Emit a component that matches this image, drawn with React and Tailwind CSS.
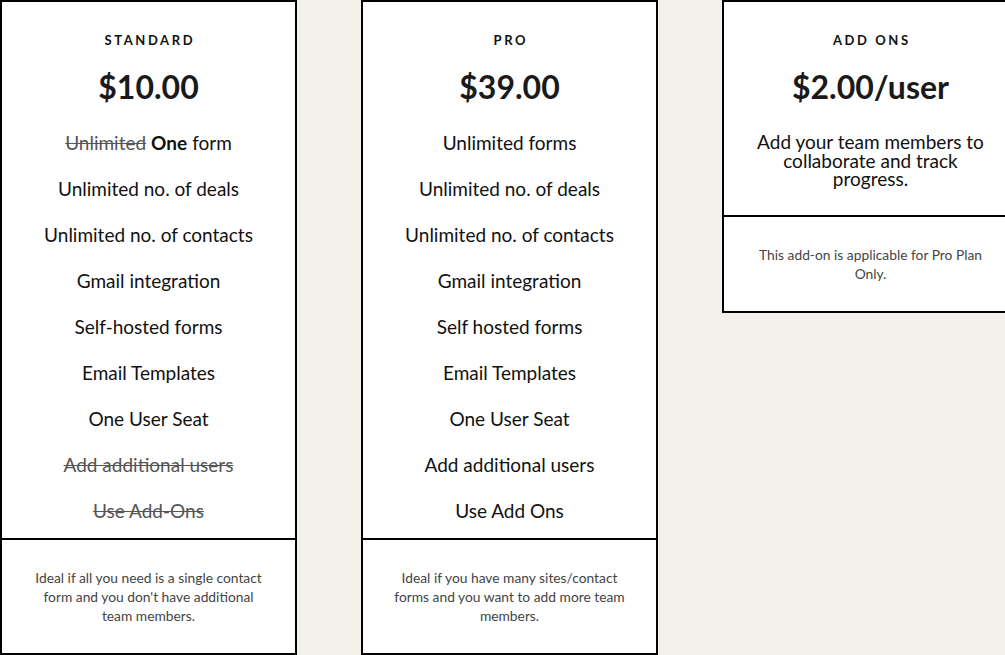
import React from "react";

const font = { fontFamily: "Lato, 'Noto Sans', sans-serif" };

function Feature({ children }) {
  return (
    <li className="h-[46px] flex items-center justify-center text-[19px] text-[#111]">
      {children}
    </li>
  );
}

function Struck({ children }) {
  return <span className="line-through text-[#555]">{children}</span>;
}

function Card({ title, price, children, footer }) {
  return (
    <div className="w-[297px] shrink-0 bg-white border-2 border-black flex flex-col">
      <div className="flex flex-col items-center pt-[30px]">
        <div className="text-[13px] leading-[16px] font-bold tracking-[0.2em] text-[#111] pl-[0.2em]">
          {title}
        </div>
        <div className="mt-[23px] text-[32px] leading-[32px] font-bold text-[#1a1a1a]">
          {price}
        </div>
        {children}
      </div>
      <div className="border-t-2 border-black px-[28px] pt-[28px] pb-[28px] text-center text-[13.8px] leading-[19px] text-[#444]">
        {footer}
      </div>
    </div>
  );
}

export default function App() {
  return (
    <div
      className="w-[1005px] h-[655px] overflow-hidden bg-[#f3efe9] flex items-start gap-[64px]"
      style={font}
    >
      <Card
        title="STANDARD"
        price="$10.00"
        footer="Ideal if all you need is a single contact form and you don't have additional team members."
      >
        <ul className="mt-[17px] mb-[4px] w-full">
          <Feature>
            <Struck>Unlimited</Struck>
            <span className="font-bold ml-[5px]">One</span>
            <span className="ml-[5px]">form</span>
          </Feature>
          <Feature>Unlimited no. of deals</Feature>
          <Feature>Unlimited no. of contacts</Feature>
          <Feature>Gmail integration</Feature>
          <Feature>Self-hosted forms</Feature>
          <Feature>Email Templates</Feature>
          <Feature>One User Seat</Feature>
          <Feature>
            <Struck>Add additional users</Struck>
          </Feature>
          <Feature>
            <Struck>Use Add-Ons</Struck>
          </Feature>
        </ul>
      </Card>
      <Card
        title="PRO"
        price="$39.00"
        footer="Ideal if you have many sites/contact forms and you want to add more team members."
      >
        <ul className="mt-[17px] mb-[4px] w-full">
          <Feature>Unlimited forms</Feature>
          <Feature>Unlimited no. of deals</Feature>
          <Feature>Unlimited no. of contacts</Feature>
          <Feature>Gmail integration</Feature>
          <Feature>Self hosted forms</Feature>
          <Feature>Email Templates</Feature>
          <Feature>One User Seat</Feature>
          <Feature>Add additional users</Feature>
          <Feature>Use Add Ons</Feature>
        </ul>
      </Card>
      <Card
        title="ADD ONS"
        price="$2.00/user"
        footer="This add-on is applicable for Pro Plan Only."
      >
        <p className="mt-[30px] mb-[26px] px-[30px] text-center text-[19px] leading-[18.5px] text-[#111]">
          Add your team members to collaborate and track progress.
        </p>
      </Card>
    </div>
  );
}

_ _ _

- [Goal of the exercise] Write out the listing above exactly as it stands, pictures excluded.

- [Correct response]
Emit a component that matches this image, drawn with React and Tailwind CSS.
import React from "react";

const font = { fontFamily: "Lato, 'Noto Sans', sans-serif" };

function Feature({ children }) {
  return (
    <li className="h-[46px] flex items-center justify-center text-[19px] text-[#111]">
      {children}
    </li>
  );
}

function Struck({ children }) {
  return <span className="line-through text-[#555]">{children}</span>;
}

function Card({ title, price, children, footer }) {
  return (
    <div className="w-[297px] shrink-0 bg-white border-2 border-black flex flex-col">
      <div className="flex flex-col items-center pt-[30px]">
        <div className="text-[13px] leading-[16px] font-bold tracking-[0.2em] text-[#111] pl-[0.2em]">
          {title}
        </div>
        <div className="mt-[23px] text-[32px] leading-[32px] font-bold text-[#1a1a1a]">
          {price}
        </div>
        {children}
      </div>
      <div className="border-t-2 border-black px-[28px] pt-[28px] pb-[28px] text-center text-[13.8px] leading-[19px] text-[#444]">
        {footer}
      </div>
    </div>
  );
}

export default function App() {
  return (
    <div
      className="w-[1005px] h-[655px] overflow-hidden bg-[#f3efe9] flex items-start gap-[64px]"
      style={font}
    >
      <Card
        title="STANDARD"
        price="$10.00"
        footer="Ideal if all you need is a single contact form and you don't have additional team members."
      >
        <ul className="mt-[17px] mb-[4px] w-full">
          <Feature>
            <Struck>Unlimited</Struck>
            <span className="font-bold ml-[5px]">One</span>
            <span className="ml-[5px]">form</span>
          </Feature>
          <Feature>Unlimited no. of deals</Feature>
          <Feature>Unlimited no. of contacts</Feature>
          <Feature>Gmail integration</Feature>
          <Feature>Self-hosted forms</Feature>
          <Feature>Email Templates</Feature>
          <Feature>One User Seat</Feature>
          <Feature>
            <Struck>Add additional users</Struck>
          </Feature>
          <Feature>
            <Struck>Use Add-Ons</Struck>
          </Feature>
        </ul>
      </Card>
      <Card
        title="PRO"
        price="$39.00"
        footer="Ideal if you have many sites/contact forms and you want to add more team members."
      >
        <ul className="mt-[17px] mb-[4px] w-full">
          <Feature>Unlimited forms</Feature>
          <Feature>Unlimited no. of deals</Feature>
          <Feature>Unlimited no. of contacts</Feature>
          <Feature>Gmail integration</Feature>
          <Feature>Self hosted forms</Feature>
          <Feature>Email Templates</Feature>
          <Feature>One User Seat</Feature>
          <Feature>Add additional users</Feature>
          <Feature>Use Add Ons</Feature>
        </ul>
      </Card>
      <Card
        title="ADD ONS"
        price="$2.00/user"
        footer="This add-on is applicable for Pro Plan Only."
      >
        <p className="mt-[30px] mb-[26px] px-[30px] text-center text-[19px] leading-[18.5px] text-[#111]">
          Add your team members to collaborate and track progress.
        </p>
      </Card>
    </div>
  );
}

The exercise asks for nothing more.